What is asked: Repeat the lines exactly from the line that contains "Write a single-file" through the line that contains "const columns: string[]"; leave images out and add nothing.
— begin Supplied data —
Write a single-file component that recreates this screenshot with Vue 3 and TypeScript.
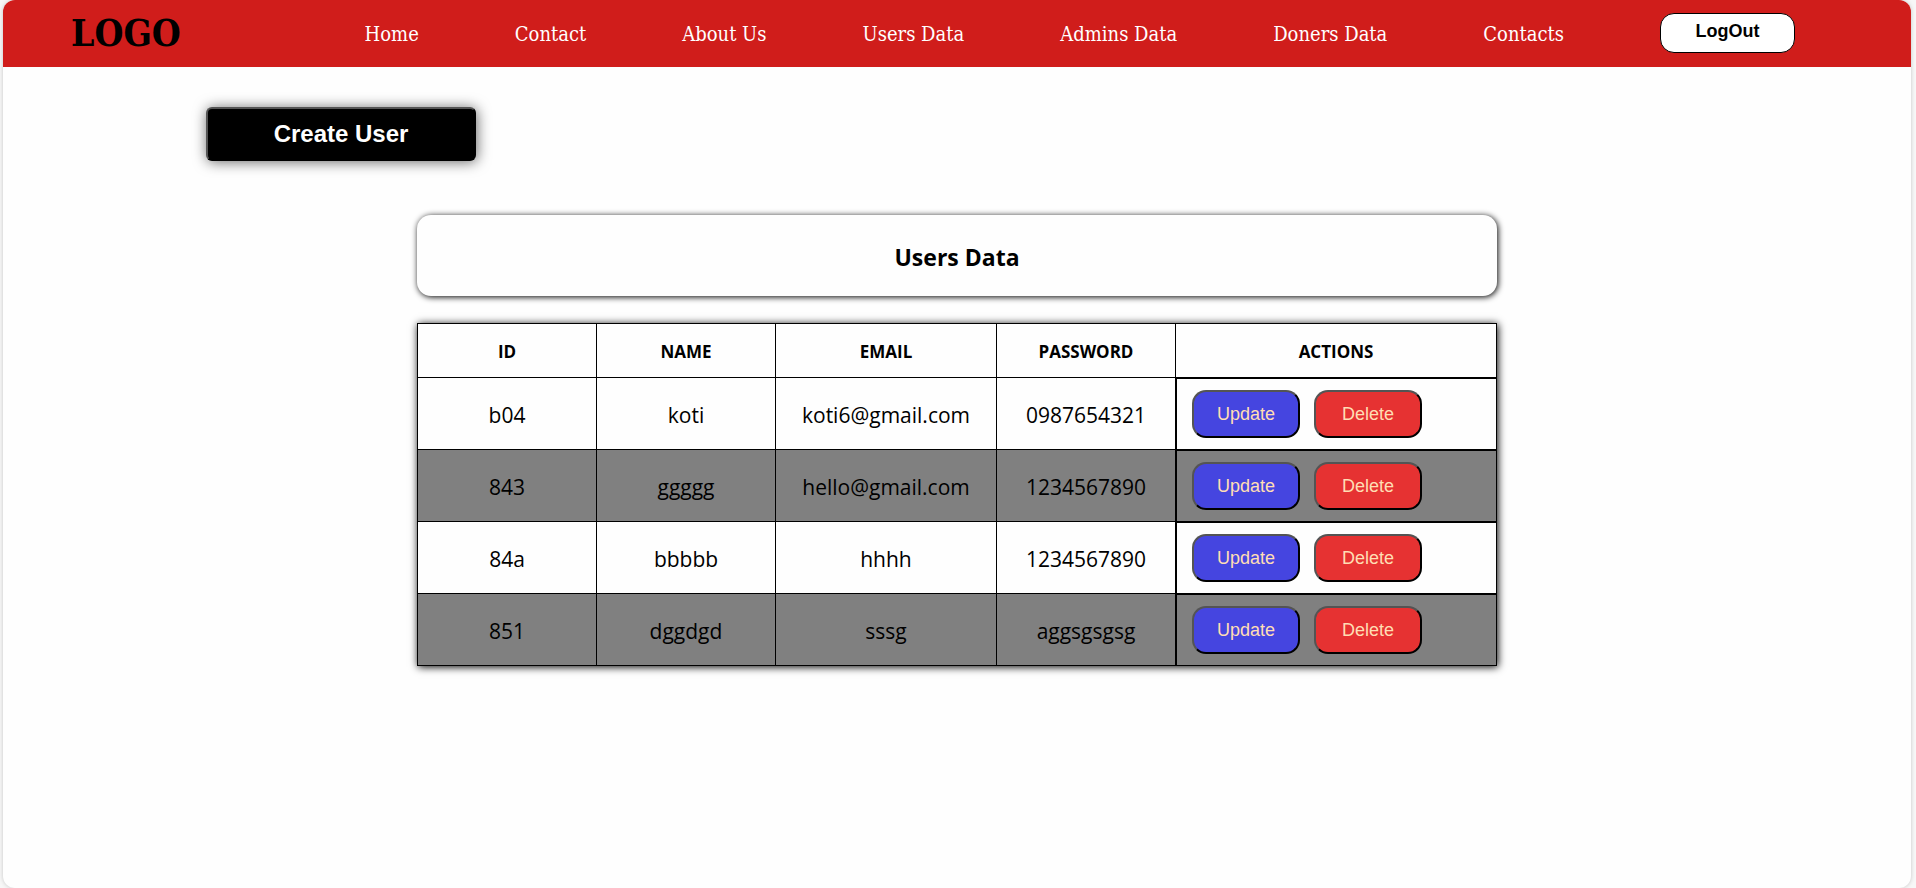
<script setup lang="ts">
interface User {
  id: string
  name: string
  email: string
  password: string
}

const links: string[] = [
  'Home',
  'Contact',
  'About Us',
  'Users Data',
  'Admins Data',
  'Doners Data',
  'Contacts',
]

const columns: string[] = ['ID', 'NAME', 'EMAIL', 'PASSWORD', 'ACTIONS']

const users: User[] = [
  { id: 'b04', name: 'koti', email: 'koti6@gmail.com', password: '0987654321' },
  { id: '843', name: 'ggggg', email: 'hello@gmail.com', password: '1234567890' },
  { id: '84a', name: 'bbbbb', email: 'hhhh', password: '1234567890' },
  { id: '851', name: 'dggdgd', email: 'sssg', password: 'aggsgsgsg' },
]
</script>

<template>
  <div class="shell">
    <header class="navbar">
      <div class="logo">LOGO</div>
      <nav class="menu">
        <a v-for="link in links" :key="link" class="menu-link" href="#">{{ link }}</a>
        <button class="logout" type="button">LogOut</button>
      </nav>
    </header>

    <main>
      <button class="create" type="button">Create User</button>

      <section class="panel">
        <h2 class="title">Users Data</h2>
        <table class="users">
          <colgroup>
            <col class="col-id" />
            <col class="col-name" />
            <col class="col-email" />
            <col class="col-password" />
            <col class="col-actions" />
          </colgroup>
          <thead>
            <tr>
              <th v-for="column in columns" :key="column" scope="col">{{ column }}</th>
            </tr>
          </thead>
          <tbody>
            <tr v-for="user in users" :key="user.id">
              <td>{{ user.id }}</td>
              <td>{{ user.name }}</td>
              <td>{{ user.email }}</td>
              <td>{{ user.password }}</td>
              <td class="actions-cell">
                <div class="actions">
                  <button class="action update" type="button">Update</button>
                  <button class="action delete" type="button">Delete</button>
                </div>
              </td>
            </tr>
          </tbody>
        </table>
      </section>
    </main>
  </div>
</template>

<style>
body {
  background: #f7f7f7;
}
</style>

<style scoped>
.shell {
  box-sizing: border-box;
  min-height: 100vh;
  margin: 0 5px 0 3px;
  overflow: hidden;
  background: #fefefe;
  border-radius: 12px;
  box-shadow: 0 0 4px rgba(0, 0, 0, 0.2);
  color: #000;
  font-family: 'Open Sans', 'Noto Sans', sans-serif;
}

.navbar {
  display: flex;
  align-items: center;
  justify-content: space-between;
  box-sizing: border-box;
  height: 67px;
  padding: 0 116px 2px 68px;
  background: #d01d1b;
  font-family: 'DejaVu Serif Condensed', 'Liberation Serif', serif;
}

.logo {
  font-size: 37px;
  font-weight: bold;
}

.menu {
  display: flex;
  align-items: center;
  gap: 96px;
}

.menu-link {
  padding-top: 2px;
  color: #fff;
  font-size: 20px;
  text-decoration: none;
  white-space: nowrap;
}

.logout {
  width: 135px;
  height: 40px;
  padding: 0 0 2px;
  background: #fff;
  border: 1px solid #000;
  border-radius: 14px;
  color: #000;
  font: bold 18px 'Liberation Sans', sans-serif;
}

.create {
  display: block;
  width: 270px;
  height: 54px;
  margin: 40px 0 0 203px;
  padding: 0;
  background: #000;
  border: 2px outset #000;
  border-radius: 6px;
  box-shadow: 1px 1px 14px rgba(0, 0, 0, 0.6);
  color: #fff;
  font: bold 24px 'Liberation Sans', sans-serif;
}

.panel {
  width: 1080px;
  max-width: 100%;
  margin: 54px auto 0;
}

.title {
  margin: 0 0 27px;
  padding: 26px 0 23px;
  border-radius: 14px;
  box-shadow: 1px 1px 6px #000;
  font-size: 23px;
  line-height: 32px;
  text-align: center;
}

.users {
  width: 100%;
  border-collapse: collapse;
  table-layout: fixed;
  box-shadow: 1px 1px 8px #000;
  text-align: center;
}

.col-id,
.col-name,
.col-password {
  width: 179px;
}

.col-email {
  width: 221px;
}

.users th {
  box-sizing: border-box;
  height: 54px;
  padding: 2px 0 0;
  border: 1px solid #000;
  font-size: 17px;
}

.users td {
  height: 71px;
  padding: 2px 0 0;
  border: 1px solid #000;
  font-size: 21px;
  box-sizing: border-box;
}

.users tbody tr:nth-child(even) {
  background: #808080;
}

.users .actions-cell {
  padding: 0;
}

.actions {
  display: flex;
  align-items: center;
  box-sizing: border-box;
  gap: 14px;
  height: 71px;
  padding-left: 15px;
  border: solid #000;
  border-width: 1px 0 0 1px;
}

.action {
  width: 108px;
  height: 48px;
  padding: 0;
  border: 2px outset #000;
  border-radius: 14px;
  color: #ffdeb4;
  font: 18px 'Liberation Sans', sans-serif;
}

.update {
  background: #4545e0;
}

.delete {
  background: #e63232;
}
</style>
— end Supplied data —
— begin Supplied data —
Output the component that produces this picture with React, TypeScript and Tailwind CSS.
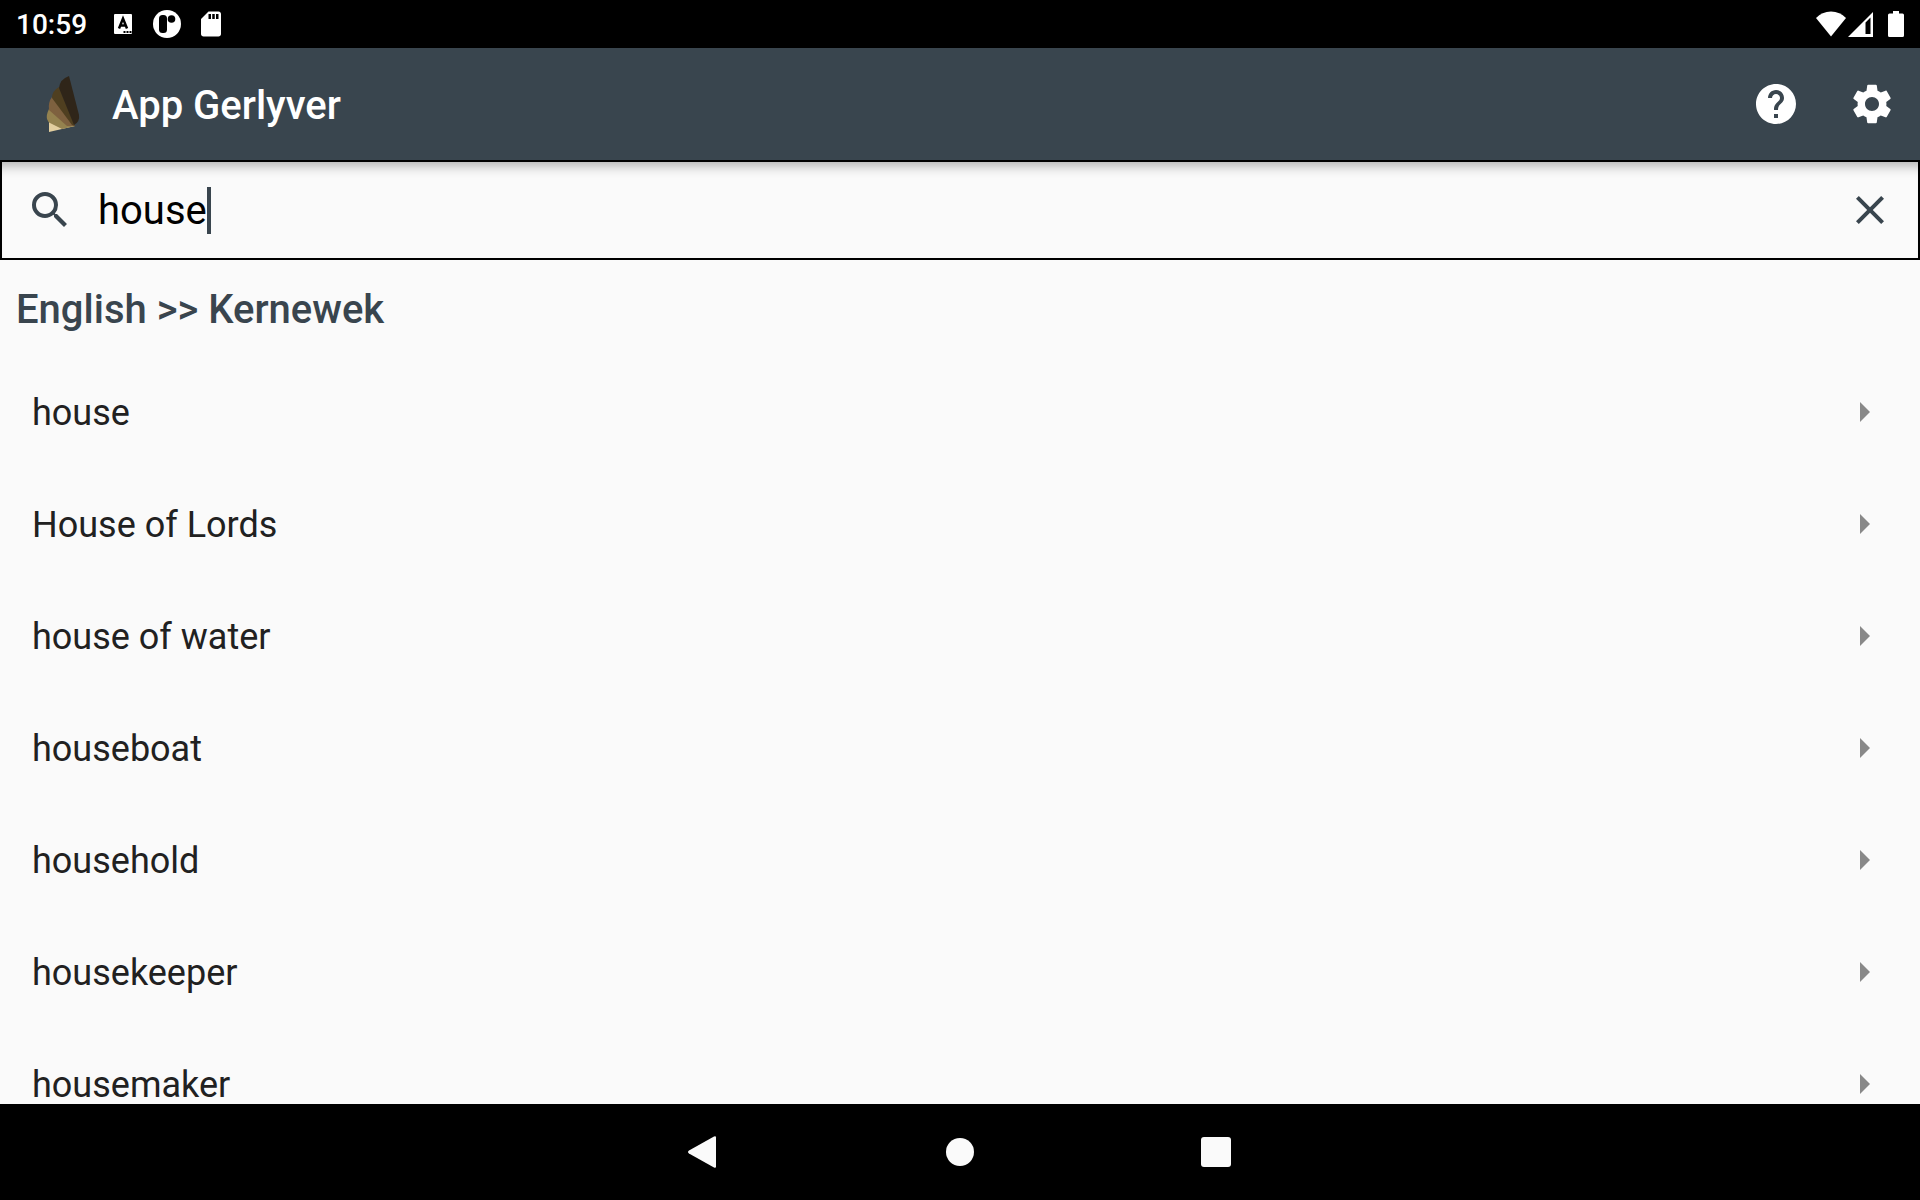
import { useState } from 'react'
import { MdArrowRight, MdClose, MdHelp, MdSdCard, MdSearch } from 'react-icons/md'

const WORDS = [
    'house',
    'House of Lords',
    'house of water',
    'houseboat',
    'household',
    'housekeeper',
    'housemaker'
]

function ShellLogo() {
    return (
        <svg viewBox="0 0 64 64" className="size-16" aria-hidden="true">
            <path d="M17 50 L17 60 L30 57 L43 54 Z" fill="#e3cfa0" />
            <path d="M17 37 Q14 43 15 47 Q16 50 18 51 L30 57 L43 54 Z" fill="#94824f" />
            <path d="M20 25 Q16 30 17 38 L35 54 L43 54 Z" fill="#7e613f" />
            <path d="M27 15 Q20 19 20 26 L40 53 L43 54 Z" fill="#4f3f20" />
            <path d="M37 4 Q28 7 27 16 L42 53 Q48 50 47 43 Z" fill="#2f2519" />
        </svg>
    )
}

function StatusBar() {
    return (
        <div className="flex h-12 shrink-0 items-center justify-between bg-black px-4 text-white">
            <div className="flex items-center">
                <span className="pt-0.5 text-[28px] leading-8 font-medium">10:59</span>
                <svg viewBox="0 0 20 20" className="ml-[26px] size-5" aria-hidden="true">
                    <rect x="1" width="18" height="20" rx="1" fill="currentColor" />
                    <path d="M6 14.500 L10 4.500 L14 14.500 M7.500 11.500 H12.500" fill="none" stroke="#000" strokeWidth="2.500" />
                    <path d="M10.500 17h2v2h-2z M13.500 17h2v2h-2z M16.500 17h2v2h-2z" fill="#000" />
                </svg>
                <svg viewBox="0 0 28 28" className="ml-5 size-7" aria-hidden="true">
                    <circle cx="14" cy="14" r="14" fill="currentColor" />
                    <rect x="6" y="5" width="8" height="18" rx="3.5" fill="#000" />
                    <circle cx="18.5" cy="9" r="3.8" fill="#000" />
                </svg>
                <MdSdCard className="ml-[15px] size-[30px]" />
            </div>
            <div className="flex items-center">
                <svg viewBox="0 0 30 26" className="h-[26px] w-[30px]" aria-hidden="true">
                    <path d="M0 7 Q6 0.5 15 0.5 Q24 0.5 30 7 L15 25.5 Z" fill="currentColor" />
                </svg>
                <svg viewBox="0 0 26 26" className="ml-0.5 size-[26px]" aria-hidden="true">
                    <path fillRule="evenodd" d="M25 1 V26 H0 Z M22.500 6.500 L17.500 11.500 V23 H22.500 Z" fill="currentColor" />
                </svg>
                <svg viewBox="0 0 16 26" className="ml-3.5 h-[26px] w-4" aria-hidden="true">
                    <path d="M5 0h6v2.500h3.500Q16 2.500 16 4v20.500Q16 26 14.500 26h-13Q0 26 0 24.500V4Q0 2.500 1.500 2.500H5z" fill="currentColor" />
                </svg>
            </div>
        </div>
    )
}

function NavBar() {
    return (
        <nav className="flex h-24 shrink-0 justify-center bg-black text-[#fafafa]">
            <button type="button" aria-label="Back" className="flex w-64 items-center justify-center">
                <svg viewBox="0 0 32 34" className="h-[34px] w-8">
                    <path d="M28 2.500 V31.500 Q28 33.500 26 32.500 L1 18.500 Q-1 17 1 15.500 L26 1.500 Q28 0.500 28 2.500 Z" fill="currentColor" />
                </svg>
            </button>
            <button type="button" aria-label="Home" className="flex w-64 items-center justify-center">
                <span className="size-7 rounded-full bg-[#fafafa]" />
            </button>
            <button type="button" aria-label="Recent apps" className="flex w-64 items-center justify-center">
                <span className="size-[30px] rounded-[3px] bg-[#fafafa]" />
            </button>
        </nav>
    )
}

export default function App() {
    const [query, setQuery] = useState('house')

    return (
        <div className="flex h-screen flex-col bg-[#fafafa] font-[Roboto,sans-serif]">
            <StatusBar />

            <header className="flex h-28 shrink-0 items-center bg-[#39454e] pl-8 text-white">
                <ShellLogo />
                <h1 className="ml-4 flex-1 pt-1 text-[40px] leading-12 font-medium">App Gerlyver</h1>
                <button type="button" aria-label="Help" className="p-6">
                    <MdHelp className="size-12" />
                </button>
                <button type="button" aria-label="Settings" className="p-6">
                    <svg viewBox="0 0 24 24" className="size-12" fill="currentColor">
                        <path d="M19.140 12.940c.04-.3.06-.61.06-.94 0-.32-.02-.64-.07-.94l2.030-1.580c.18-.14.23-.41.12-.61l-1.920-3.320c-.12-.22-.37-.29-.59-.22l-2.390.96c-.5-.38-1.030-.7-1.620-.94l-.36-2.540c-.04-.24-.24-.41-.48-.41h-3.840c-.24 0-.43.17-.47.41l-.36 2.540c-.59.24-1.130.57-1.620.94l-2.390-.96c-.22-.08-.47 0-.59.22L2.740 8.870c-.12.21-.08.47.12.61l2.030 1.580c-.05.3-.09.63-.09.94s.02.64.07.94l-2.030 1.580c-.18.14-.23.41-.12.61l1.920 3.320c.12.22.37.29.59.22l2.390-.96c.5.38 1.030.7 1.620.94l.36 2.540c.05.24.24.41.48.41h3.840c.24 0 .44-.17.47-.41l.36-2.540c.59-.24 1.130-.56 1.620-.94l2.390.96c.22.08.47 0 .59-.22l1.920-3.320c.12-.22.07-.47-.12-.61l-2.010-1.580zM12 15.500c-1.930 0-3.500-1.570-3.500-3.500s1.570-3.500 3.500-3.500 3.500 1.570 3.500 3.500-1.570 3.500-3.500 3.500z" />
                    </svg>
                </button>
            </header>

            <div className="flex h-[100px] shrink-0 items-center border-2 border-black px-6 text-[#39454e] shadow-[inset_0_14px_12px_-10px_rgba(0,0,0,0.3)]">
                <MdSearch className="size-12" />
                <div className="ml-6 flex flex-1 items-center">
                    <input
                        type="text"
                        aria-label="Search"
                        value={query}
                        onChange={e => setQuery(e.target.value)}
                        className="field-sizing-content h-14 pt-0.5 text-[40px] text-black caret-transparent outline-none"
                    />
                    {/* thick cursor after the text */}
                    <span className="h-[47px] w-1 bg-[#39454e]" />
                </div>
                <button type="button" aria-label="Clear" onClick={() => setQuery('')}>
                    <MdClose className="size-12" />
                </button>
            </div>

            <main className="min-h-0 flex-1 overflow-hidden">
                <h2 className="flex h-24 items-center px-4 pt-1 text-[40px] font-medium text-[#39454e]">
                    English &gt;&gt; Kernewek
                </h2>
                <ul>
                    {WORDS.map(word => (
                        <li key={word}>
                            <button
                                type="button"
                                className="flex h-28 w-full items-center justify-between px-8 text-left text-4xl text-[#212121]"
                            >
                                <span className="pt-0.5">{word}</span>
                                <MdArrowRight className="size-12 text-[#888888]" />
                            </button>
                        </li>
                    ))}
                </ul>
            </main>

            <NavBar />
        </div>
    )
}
— end Supplied data —
Full response:
Write a single-file component that recreates this screenshot with Vue 3 and TypeScript.
<script setup lang="ts">
interface User {
  id: string
  name: string
  email: string
  password: string
}

const links: string[] = [
  'Home',
  'Contact',
  'About Us',
  'Users Data',
  'Admins Data',
  'Doners Data',
  'Contacts',
]

const columns: string[] = ['ID', 'NAME', 'EMAIL', 'PASSWORD', 'ACTIONS']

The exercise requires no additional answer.